Can you think of any demographic characteristic of a (potential) voter that is correlated with virtually all aspects of life except for his or her political attitudes? That is, political scientists have spent decades showing us that race, ethnicity, immigration status, gender, religiosity, age, educational level, urbanicity, region of residence, marital situation, social or organizational attachments, union membership – and a bunch of other stuff – not only are associated with various aspects of private life but also with one’s partisan or policy attitudes, political identity, and political affiliations. All of those things are also associated with whether one runs for or is elected to office, at least in the United States. Now, think of a characteristic of a person that is related to his or her education, family income, perceived attractiveness, length of prison sentence for a given crime, likelihood of election to office, etc. – but not to his or her political attitudes. My co-authors and I inadvertently stumbled on just such an anomaly; it is skin color within a conventionally defined racial group.

I won’t go through the research findings here; suffice it to say that almost every scholar who has studied skin tone has found substantial social, economic, cultural, and psychological correlates. Almost no one had looked at political correlates, so when we were young and naïve (about six years ago), Traci Burch, Vesla Weaver, and I decided to do so, thinking that the topic would make for a nice article or short book. We used the seven national surveys with a skin tone measure for Blacks and Latinos. (There are no useable equivalent measures for Whites and Asian Americans.) We spent most of a year searching for patterns between skin tone and perceptions of discrimination against oneself or one’s racial or ethnic group, strength of group identification, partisanship or ideology, organizational membership, and anything else we could think of – and found essentially no pattern. Most correlations were inconsequential, and the few that seemed statistically or substantively significant went in all possible directions. Sometimes the dark-skinned perceived the most discrimination or were the most racially identified, sometimes the light-skinned, and sometimes those in the middle.

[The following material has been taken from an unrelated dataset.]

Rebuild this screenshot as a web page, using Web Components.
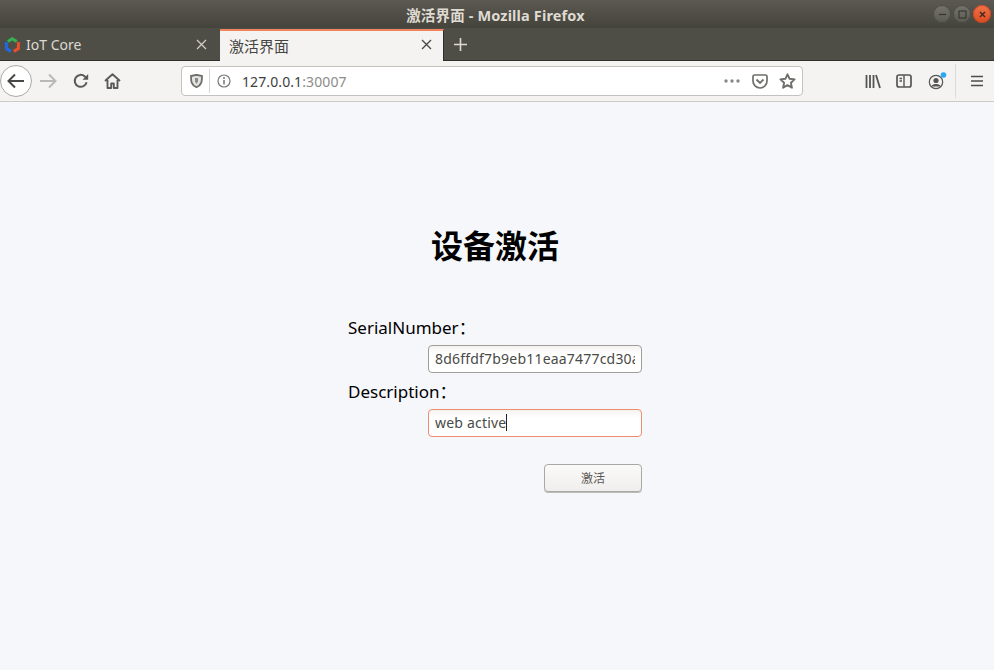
<!DOCTYPE html>
<html lang="zh">
<head>
<meta charset="utf-8">
<title>激活界面</title>
<style>
  html, body { margin: 0; height: 100%; }
  body { width: 994px; height: 670px; overflow: hidden; font-family: "Noto Sans", "Noto Sans CJK SC", sans-serif; }
</style>
</head>
<body>
<browser-window>
  <activate-form></activate-form>
</browser-window>

<script>
const SANS = '"Noto Sans", "Noto Sans CJK SC", sans-serif';

class WindowTitlebar extends HTMLElement {
  connectedCallback() {
    this.attachShadow({ mode: 'open' }).innerHTML = `
      <style>
        :host {
          display: flex; align-items: center; justify-content: center; position: relative;
          height: 28px; box-sizing: border-box; padding-right: 3px;
          background: linear-gradient(#5b5951, #45443c);
          color: #dfdbd2; font: 700 14.5px ${SANS}; letter-spacing: .15px;
        }
        .buttons { position: absolute; right: 3px; top: 5px; display: flex; gap: 2px; }
        .buttons span {
          width: 18px; height: 18px; border-radius: 50%;
          background: linear-gradient(#74736c, #5a5952);
          box-shadow: inset 0 0 0 1px #4a4943;
          display: flex; align-items: center; justify-content: center;
        }
        .buttons .close { background: linear-gradient(#f0734a, #dc4a20); box-shadow: inset 0 0 0 1px #c9481f; }
        svg { display: block; }
      </style>
      <span>激活界面 - Mozilla Firefox</span>
      <div class="buttons">
        <span><svg width="9" height="9"><path d="M1 4.500h7" stroke="#35342f" stroke-width="1.200"/></svg></span>
        <span><svg width="9" height="9"><rect x="1" y="1" width="7" height="7" fill="none" stroke="#35342f" stroke-width="1.100"/></svg></span>
        <span class="close"><svg width="9" height="9"><path d="M2 2l5 5M7 2l-5 5" stroke="#3a2a20" stroke-width="1.400"/></svg></span>
      </div>`;
  }
}

class TabStrip extends HTMLElement {
  connectedCallback() {
    this.attachShadow({ mode: 'open' }).innerHTML = `
      <style>
        :host {
          display: flex; height: 33px; box-sizing: border-box;
          background: #4f4e46; border-bottom: 1px solid #2f2e2a;
          font: 14px ${SANS};
        }
        .tab { display: flex; align-items: center; box-sizing: border-box; position: relative; }
        .tab svg.close { position: absolute; }
        .one { width: 220px; color: #dcdad3; padding: 0 0 0 26px; }
        .one .fav { position: absolute; left: 4px; top: 8px; }
        .one svg.close { left: 196px; top: 11px; }
        .two {
          width: 224px; height: 32px; margin-top: 1px; background: #f4f3f1; color: #45443f;
          border-top: 2px solid #f0845c; border-right: 1px solid #2f2e2a; padding: 0 0 2px 9px;
          font-size: 15px;
        }
        .two svg.close { left: 201px; top: 8px; }
        .add { margin: 9px 0 0 9px; }
      </style>
      <div class="tab one">
        <svg class="fav" width="16" height="17" viewBox="0 0 16 17">
          <path d="M3.800 5.500 8.300 2.800 12.800 5.500" fill="none" stroke="#33b24f" stroke-width="3"/>
          <path d="M2.400 6V12.600L7 15.400" fill="none" stroke="#2268e2" stroke-width="3"/>
          <path d="M14.400 6V12.600L9.800 15.400" fill="none" stroke="#ea4f2a" stroke-width="3"/>
        </svg>
        <span>IoT Core</span>
        <svg class="close" width="11" height="11" viewBox="0 0 11 11"><path d="M1 1l9 9M10 1l-9 9" stroke="#cfcdc6" stroke-width="1.300"/></svg>
      </div>
      <div class="tab two">
        <span>激活界面</span>
        <svg class="close" width="11" height="11" viewBox="0 0 11 11"><path d="M1 1l9 9M10 1l-9 9" stroke="#4a4945" stroke-width="1.400"/></svg>
      </div>
      <svg class="add" width="15" height="15" viewBox="0 0 15 15"><path d="M7.500 1v13M1 7.500h13" stroke="#dcdad3" stroke-width="1.600"/></svg>`;
  }
}

class NavToolbar extends HTMLElement {
  connectedCallback() {
    this.attachShadow({ mode: 'open' }).innerHTML = `
      <style>
        :host {
          display: flex; align-items: center; height: 41px; box-sizing: border-box;
          background: #f4f3f1; border-bottom: 1px solid #cdccc9;
          font: 14px ${SANS}; position: relative;
        }
        svg { display: block; flex: none; }
        .back {
          width: 32px; height: 32px; box-sizing: border-box;
          border: 1px solid #aaa9a6; border-radius: 50%; background: #fff;
          display: flex; align-items: center; justify-content: center; flex: none;
        }
        .forward { margin-left: 8px; }
        .reload { margin-left: 16px; }
        .home { margin-left: 15px; }
        .urlbar {
          margin-left: 60px; width: 622px; height: 30px; box-sizing: border-box; flex: none;
          background: #fff; border: 1px solid #c3c2bf; border-radius: 4px;
          display: flex; align-items: center; color: #3e3e3c;
        }
        .urlbar .shield { margin-left: 8px; }
        .urlbar .sep { width: 1px; height: 24px; background: #d6d5d2; margin-left: 6px; }
        .urlbar .info { margin-left: 7px; }
        .url { margin-left: 11px; font-size: 14px; letter-spacing: .1px; white-space: nowrap; flex: 1; }
        .url b { font-weight: 400; color: #8c8c8a; }
        .dots { margin-right: 12px; }
        .pocket { margin-right: 11px; }
        .star { margin-right: 6px; }
        .lib { margin-left: 62px; }
        .side { margin-left: 15px; }
        .acct { margin-left: 16px; }
        .tsep { width: 1px; height: 34px; background: #dcdbd8; margin-left: 8px; flex: none; }
        .menu { margin-left: 15px; }
      </style>
      <div class="back">
        <svg width="18" height="16" viewBox="0 0 18 16"><path d="M1.500 8H17M8 1.500 1.500 8 8 14.500" fill="none" stroke="#484845" stroke-width="2"/></svg>
      </div>
      <svg class="forward" width="17" height="16" viewBox="0 0 17 16"><path d="M0 8H15.500M9 1.500 15.500 8 9 14.500" fill="none" stroke="#b9b8b5" stroke-width="2"/></svg>
      <svg class="reload" width="16" height="16" viewBox="0 0 16 16"><path d="M13.600 9.200A6 6 0 1 1 11.800 3.400L14 5.400" fill="none" stroke="#5a5a57" stroke-width="2"/><path d="M15.200 1V6.800H9.500Z" fill="#5a5a57"/></svg>
      <svg class="home" width="17" height="16" viewBox="0 0 17 16"><path d="M1 8 8.500 1.300 16 8M3.500 7v8h3.700v-4.500h2.600V15h3.700V7" fill="none" stroke="#5a5a57" stroke-width="1.900" stroke-linejoin="round"/></svg>
      <div class="urlbar">
        <svg class="shield" width="13" height="14" viewBox="0 0 13 14"><path d="M1 2 6.500.8 12 2c0 5 0 8.800-5.500 11.200C1 10.800 1 7 1 2Z" fill="#e4e4e2" stroke="#6e6e6b" stroke-width="1.800"/><path d="M5 4h3v3.500l-1.500 2.500-1.500-2.500Z" fill="#8a8a87"/></svg>
        <span class="sep"></span>
        <svg class="info" width="14" height="14" viewBox="0 0 14 14"><circle cx="7" cy="7" r="6" fill="none" stroke="#777774" stroke-width="1.200"/><path d="M7 6v4.500" stroke="#777774" stroke-width="1.500"/><circle cx="7" cy="3.900" r="1" fill="#777774"/></svg>
        <span class="url">127.0.0.1<b>:30007</b></span>
        <svg class="dots" width="16" height="4" viewBox="0 0 16 4"><circle cx="2" cy="2" r="1.700" fill="#888"/><circle cx="8" cy="2" r="1.700" fill="#888"/><circle cx="14" cy="2" r="1.700" fill="#888"/></svg>
        <svg class="pocket" width="16" height="15" viewBox="0 0 16 15"><path d="M1 2.500C1 1.500 1.500 1 2.500 1h11c1 0 1.500.5 1.500 1.500V7a7 7 0 0 1-14 0Z" fill="none" stroke="#6e6e6b" stroke-width="1.700"/><path d="M4.500 5.500 8 9l3.500-3.500" fill="none" stroke="#6e6e6b" stroke-width="1.800"/></svg>
        <svg class="star" width="17" height="16" viewBox="0 0 17 16"><path d="M8.500 1.300 10.600 5.800 15.600 6.400 11.900 9.800 12.900 14.700 8.500 12.200 4.100 14.700 5.100 9.800 1.400 6.400 6.400 5.800Z" fill="none" stroke="#6e6e6b" stroke-width="1.900" stroke-linejoin="round"/></svg>
      </div>
      <svg class="lib" width="16" height="15" viewBox="0 0 16 15"><path d="M1.500 1v13M5 1v13M8.500 1v13M11 1l4 13" stroke="#555552" stroke-width="1.800" fill="none"/></svg>
      <svg class="side" width="16" height="14" viewBox="0 0 16 14"><rect x="1" y="1" width="14" height="12" rx="2" fill="none" stroke="#555552" stroke-width="1.700"/><path d="M8 1v12M3.500 4.500H6M3.500 7H6" stroke="#555552" stroke-width="1.400"/></svg>
      <svg class="acct" width="19" height="18" viewBox="0 0 19 18"><circle cx="8" cy="10" r="6.700" fill="none" stroke="#555552" stroke-width="1.200"/><circle cx="8" cy="8.500" r="2.600" fill="#555552"/><path d="M3.500 14.500C4.500 11.800 11.500 11.800 12.500 14.500" fill="#555552" stroke="#555552"/><circle cx="15.500" cy="3" r="2.800" fill="#2aa8f2"/></svg>
      <span class="tsep"></span>
      <svg class="menu" width="12" height="12" viewBox="0 0 12 12"><path d="M0 1.500h12M0 6h12M0 10.500h12" stroke="#4d4d4a" stroke-width="1.600"/></svg>`;
  }
}

class BrowserWindow extends HTMLElement {
  connectedCallback() {
    this.attachShadow({ mode: 'open' }).innerHTML = `
      <style>
        :host { display: flex; flex-direction: column; width: 994px; height: 670px; }
        main { flex: 1; background: #f6f7fb; min-height: 0; }
      </style>
      <window-titlebar></window-titlebar>
      <tab-strip></tab-strip>
      <nav-toolbar></nav-toolbar>
      <main><slot></slot></main>`;
  }
}

class ActivateForm extends HTMLElement {
  connectedCallback() {
    this.attachShadow({ mode: 'open' }).innerHTML = `
      <style>
        :host { display: block; padding: 121px 4px 0 0; color: #000; font: 17px ${SANS}; }
        h1 { margin: 0; text-align: center; font-size: 32px; font-weight: 700; line-height: 46px; }
        form { width: 294px; margin: 47px auto 0; display: flex; flex-direction: column; }
        label { display: block; line-height: 24px; height: 24px; white-space: nowrap; }
        label + .field { margin-top: 5px; }
        .field + label { margin-top: 7px; }
        .field {
          margin-left: 80px; height: 28px; box-sizing: border-box;
          border: 1px solid #9f9e9b; border-radius: 4px;
          background: linear-gradient(#f4f3f1, #fff 30%);
          color: #4a4a46; font-size: 14px; line-height: 26px; padding: 0 6px;
        }
        .field span.text { display: block; overflow: hidden; white-space: nowrap; letter-spacing: .2px; }
        .field.focus { border-color: #ee8d6e; }
        .caret { display: inline-block; width: 1px; height: 17px; background: #222; vertical-align: -3px; }
        button {
          align-self: flex-end; margin-top: 27px; width: 98px; height: 28px; box-sizing: border-box;
          border: 1px solid #a9a8a4; border-radius: 4px; padding: 0;
          background: linear-gradient(#fbfafa, #efeeec);
          box-shadow: 0 1px 0 #bdbcb9;
          color: #5a5a55; font: 12px ${SANS};
        }
      </style>
      <h1>设备激活</h1>
      <form>
        <label>SerialNumber：</label>
        <div class="field"><span class="text">8d6ffdf7b9eb11eaa7477cd30a4e</span></div>
        <label>Description：</label>
        <div class="field focus"><span class="text">web active<span class="caret"></span></span></div>
        <button type="button">激活</button>
      </form>`;
  }
}

customElements.define('window-titlebar', WindowTitlebar);
customElements.define('tab-strip', TabStrip);
customElements.define('nav-toolbar', NavToolbar);
customElements.define('browser-window', BrowserWindow);
customElements.define('activate-form', ActivateForm);
</script>
</body>
</html>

After massaging the data for a while to no avail, and then despairing for another while of all our wasted work, we finally realized that it was the very lack of pattern that was the interesting finding. (Trust an academic to make a silk purse out of a sow’s ear if a publication is at stake!) The fact that skin tone is related to virtually all aspects of a person’s life except political attitudes makes it a very unusual variable, and opens a new window into the study of the American racial order.

This research is sensitive, even painful (at one conference, an audience member denounced us for “bullshit research”), but we are inching our way into a systematic analysis of the history, emotional valence, and political implications of what psychologists call “colorism.” Any reactions or suggestions for how to proceed would be most welcome!